▸ WRITTEN EXERCISE: Copy the lines below as they are; omit the images they contain.

━━━━━ DATA

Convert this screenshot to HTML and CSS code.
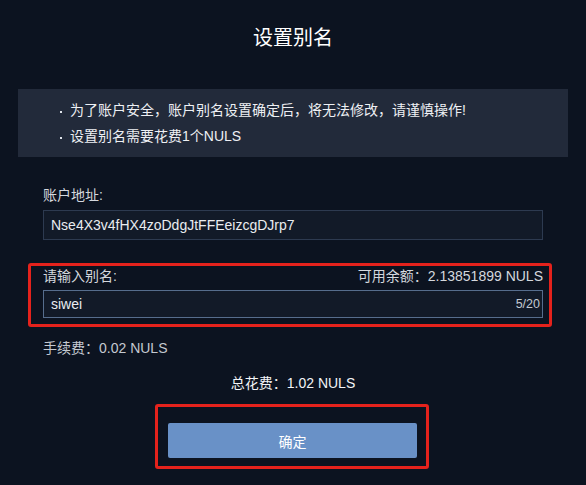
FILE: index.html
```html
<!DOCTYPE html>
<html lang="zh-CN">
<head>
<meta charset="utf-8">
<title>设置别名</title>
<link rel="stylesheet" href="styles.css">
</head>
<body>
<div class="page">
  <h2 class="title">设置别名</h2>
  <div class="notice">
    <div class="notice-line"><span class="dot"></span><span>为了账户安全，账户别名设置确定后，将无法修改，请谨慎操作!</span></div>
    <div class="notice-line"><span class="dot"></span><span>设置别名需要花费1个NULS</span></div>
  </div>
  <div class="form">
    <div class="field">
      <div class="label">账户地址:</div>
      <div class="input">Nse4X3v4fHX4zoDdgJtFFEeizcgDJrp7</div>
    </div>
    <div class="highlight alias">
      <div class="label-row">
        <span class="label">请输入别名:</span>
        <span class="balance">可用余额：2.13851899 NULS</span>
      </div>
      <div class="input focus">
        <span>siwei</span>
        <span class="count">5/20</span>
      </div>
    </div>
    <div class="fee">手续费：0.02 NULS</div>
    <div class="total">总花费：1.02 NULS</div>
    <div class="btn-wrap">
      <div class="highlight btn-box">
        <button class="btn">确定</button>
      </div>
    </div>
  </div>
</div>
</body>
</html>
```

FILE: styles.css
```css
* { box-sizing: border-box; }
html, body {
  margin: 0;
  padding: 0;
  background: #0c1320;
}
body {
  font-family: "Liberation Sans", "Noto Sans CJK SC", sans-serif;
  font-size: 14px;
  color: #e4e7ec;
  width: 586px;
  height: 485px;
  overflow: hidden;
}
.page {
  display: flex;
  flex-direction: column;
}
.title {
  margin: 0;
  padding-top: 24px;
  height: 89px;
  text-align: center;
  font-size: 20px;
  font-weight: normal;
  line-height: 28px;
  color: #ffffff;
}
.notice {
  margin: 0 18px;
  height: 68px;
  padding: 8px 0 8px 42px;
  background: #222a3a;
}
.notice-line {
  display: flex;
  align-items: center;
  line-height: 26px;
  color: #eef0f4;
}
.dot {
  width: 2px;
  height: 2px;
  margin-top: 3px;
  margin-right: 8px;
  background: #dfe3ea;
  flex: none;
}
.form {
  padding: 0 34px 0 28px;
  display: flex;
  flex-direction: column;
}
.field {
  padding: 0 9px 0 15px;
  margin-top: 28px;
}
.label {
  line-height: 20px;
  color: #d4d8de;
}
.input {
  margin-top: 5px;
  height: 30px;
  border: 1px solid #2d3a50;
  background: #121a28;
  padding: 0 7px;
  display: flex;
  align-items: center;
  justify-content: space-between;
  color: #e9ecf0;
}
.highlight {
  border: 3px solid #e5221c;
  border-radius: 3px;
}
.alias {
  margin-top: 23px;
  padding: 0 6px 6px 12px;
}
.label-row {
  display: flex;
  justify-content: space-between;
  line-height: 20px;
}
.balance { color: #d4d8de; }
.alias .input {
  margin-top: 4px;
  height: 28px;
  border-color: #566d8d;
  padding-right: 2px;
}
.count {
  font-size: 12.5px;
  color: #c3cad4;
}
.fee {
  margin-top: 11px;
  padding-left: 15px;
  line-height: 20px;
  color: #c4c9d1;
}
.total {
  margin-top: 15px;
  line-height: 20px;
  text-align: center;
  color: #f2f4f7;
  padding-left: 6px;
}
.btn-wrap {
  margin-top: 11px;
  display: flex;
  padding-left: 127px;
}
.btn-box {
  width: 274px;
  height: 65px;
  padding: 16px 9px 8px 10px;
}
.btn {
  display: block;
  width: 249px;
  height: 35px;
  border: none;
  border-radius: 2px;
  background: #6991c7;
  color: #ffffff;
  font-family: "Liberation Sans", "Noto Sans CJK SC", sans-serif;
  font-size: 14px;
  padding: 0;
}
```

━━━━━━━━━━

▸ REPLY TO THE EXERCISE:
Convert this screenshot to HTML and CSS code.
FILE: index.html
```html
<!DOCTYPE html>
<html lang="zh-CN">
<head>
<meta charset="utf-8">
<title>设置别名</title>
<link rel="stylesheet" href="styles.css">
</head>
<body>
<div class="page">
  <h2 class="title">设置别名</h2>
  <div class="notice">
    <div class="notice-line"><span class="dot"></span><span>为了账户安全，账户别名设置确定后，将无法修改，请谨慎操作!</span></div>
    <div class="notice-line"><span class="dot"></span><span>设置别名需要花费1个NULS</span></div>
  </div>
  <div class="form">
    <div class="field">
      <div class="label">账户地址:</div>
      <div class="input">Nse4X3v4fHX4zoDdgJtFFEeizcgDJrp7</div>
    </div>
    <div class="highlight alias">
      <div class="label-row">
        <span class="label">请输入别名:</span>
        <span class="balance">可用余额：2.13851899 NULS</span>
      </div>
      <div class="input focus">
        <span>siwei</span>
        <span class="count">5/20</span>
      </div>
    </div>
    <div class="fee">手续费：0.02 NULS</div>
    <div class="total">总花费：1.02 NULS</div>
    <div class="btn-wrap">
      <div class="highlight btn-box">
        <button class="btn">确定</button>
      </div>
    </div>
  </div>
</div>
</body>
</html>
```

FILE: styles.css
```css
* { box-sizing: border-box; }
html, body {
  margin: 0;
  padding: 0;
  background: #0c1320;
}
body {
  font-family: "Liberation Sans", "Noto Sans CJK SC", sans-serif;
  font-size: 14px;
  color: #e4e7ec;
  width: 586px;
  height: 485px;
  overflow: hidden;
}
.page {
  display: flex;
  flex-direction: column;
}
.title {
  margin: 0;
  padding-top: 24px;
  height: 89px;
  text-align: center;
  font-size: 20px;
  font-weight: normal;
  line-height: 28px;
  color: #ffffff;
}
.notice {
  margin: 0 18px;
  height: 68px;
  padding: 8px 0 8px 42px;
  background: #222a3a;
}
.notice-line {
  display: flex;
  align-items: center;
  line-height: 26px;
  color: #eef0f4;
}
.dot {
  width: 2px;
  height: 2px;
  margin-top: 3px;
  margin-right: 8px;
  background: #dfe3ea;
  flex: none;
}
.form {
  padding: 0 34px 0 28px;
  display: flex;
  flex-direction: column;
}
.field {
  padding: 0 9px 0 15px;
  margin-top: 28px;
}
.label {
  line-height: 20px;
  color: #d4d8de;
}
.input {
  margin-top: 5px;
  height: 30px;
  border: 1px solid #2d3a50;
  background: #121a28;
  padding: 0 7px;
  display: flex;
  align-items: center;
  justify-content: space-between;
  color: #e9ecf0;
}
.highlight {
  border: 3px solid #e5221c;
  border-radius: 3px;
}
.alias {
  margin-top: 23px;
  padding: 0 6px 6px 12px;
}
.label-row {
  display: flex;
  justify-content: space-between;
  line-height: 20px;
}
.balance { color: #d4d8de; }
.alias .input {
  margin-top: 4px;
  height: 28px;
  border-color: #566d8d;
  padding-right: 2px;
}
.count {
  font-size: 12.5px;
  color: #c3cad4;
}
.fee {
  margin-top: 11px;
  padding-left: 15px;
  line-height: 20px;
  color: #c4c9d1;
}
.total {
  margin-top: 15px;
  line-height: 20px;
  text-align: center;
  color: #f2f4f7;
  padding-left: 6px;
}
.btn-wrap {
  margin-top: 11px;
  display: flex;
  padding-left: 127px;
}
.btn-box {
  width: 274px;
  height: 65px;
  padding: 16px 9px 8px 10px;
}
.btn {
  display: block;
  width: 249px;
  height: 35px;
  border: none;
  border-radius: 2px;
  background: #6991c7;
  color: #ffffff;
  font-family: "Liberation Sans", "Noto Sans CJK SC", sans-serif;
  font-size: 14px;
  padding: 0;
}
```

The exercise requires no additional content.